The inspector will do less sampling and testing, allowing more time for actual inspection. The inspector also has the authority to require the contractor to conform to the approved QC Plan as a part of the contract. The contractor's technicians and the MoDOT inspectors will be certified technicians, having demonstrated proficiency in sampling and testing the mix for the properties required in the QC/QA specifications.

Occasionally, the QC test may not represent the population or, due to individual differences in sampling and testing procedures, the QA and QC test results may not compare within the required limits. One of the first steps in resolution could be an immediate computation check, comparison of sampling and testing procedures, or split sample retests. Testing of the QC split sample or joint sampling and testing could determine if variations in the mix production or sampling and testing procedures are responsible for the differences. If resolution is not possible at the project level, either party may request that the approved independent third party test the mix. Third party test results will be binding upon both parties. The party whose results were incorrect will pay for the third party testing. Third party testing is costly and time consuming and should only be used when project level reconciliation is not possible.

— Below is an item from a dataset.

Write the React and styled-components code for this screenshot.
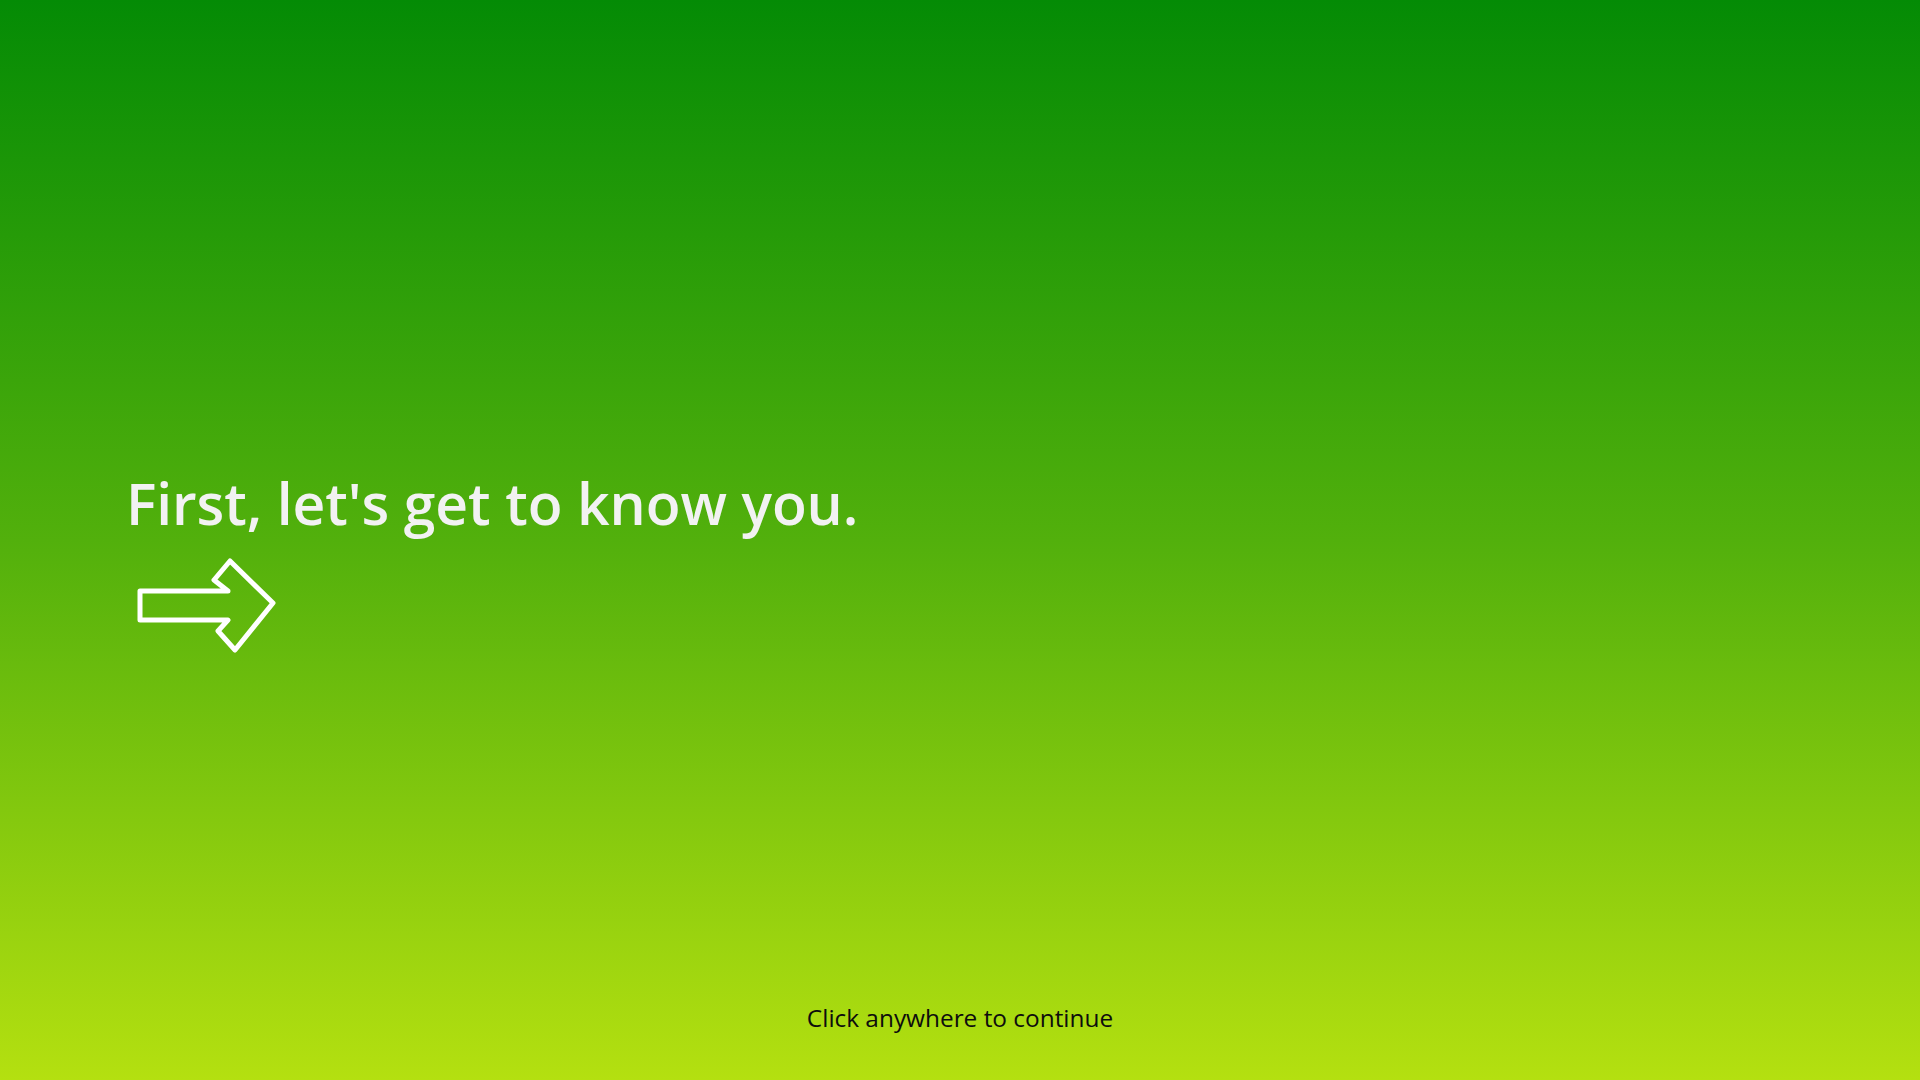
import React from "react";
import styled, { createGlobalStyle } from "styled-components";

const GlobalStyle = createGlobalStyle`
  html, body {
    margin: 0;
    padding: 0;
    height: 100%;
  }

  body {
    font-family: "Open Sans", "Noto Sans", sans-serif;
  }

  #root {
    height: 100%;
  }
`;

const Screen = styled.div`
  display: flex;
  flex-direction: column;
  box-sizing: border-box;
  width: 100vw;
  height: 100vh;
  background: linear-gradient(
    to bottom,
    #048b05 0%,
    #52b00c 50%,
    #b4e010 100%
  );
  cursor: pointer;
`;

const Intro = styled.div`
  flex: 1;
  display: flex;
  flex-direction: column;
  align-items: flex-start;
  padding-top: 469px;
  padding-left: 126px;
`;

const Title = styled.h1`
  margin: 0;
  font-family: "Open Sans", "Noto Sans", sans-serif;
  font-size: 57px;
  font-weight: 600;
  line-height: 1.2;
  letter-spacing: -0.1px;
  color: #f2f2f2;
`;

const ArrowIcon = styled.svg`
  display: block;
  width: 150px;
  height: 100px;
  margin-top: 18px;
  margin-left: 4px;
`;

const Footer = styled.div`
  display: flex;
  justify-content: center;
  padding-bottom: 48px;
`;

const Hint = styled.p`
  margin: 0;
  font-family: "Open Sans", "Noto Sans", sans-serif;
  font-size: 24.4px;
  font-weight: 500;
  line-height: 1.2;
  color: #0d0d0d;
`;

function App() {
  return (
    <>
      <GlobalStyle />
      <Screen>
        <Intro>
          <Title>First, let's get to know you.</Title>
          <ArrowIcon viewBox="0 0 150 100">
            <polygon
              points="10,36 98,36 84,25 100,6 143,48 105,95 88,76 98,65 10,65"
              fill="none"
              stroke="#ffffff"
              strokeWidth="5"
              strokeLinejoin="round"
            />
          </ArrowIcon>
        </Intro>
        <Footer>
          <Hint>Click anywhere to continue</Hint>
        </Footer>
      </Screen>
    </>
  );
}

export default App;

It is not intended that any mix be produced outside the specification limits. Operating out of the specifications may reduce the contractor's pay and/or the pavement service life. When QC tests are out of specification tolerances, the contractor should adjust the production to bring the mix back in. When QA tests are out of specification tolerances, the contractor should be notified immediately. The contractor is responsible for deciding when adjustments are made to control the mix. Some test properties may be allowed to deviate beyond specification limits occasionally, provided that adjustments are made and the following tests show that production is back within limits.

Production may be required to cease if the QC or QA test results are either out of specifications far enough to indicate that the mix may be subject to failure or beyond the specification removal limits. Production should cease until the problem is corrected. An order record should be written describing the deficiency and the location and amount of mix affected. The contractor may elect to continue production in order to run more tests. If so, the order record should state that any mix produced after the order record was issued is at the contractor’s risk. Final disposition of the mix can then be made based on all tests and observations and may consist of acceptance at a reduced price or removal and replacement.

Superpave mixes contain a quality level analysis with statistically based incentive/disincentive pay factors. The QC tests are analyzed on each lot of mix and the pay is based on the percentage of the mix that statistically falls within the limits of the specifications. It is possible to have a given lot of mix with all tests falling within the specifications, but because of a large amount of deviation between test results, the percent within limits would be very low, giving the contractor a correspondingly low pay factor. Very consistent test results, with a correspondingly low standard deviation and high percent within limits, will produce high pay factors. Test results that are consistent may produce bonus pay factors while those that fluctuate within the specification limits will produce low pay factors.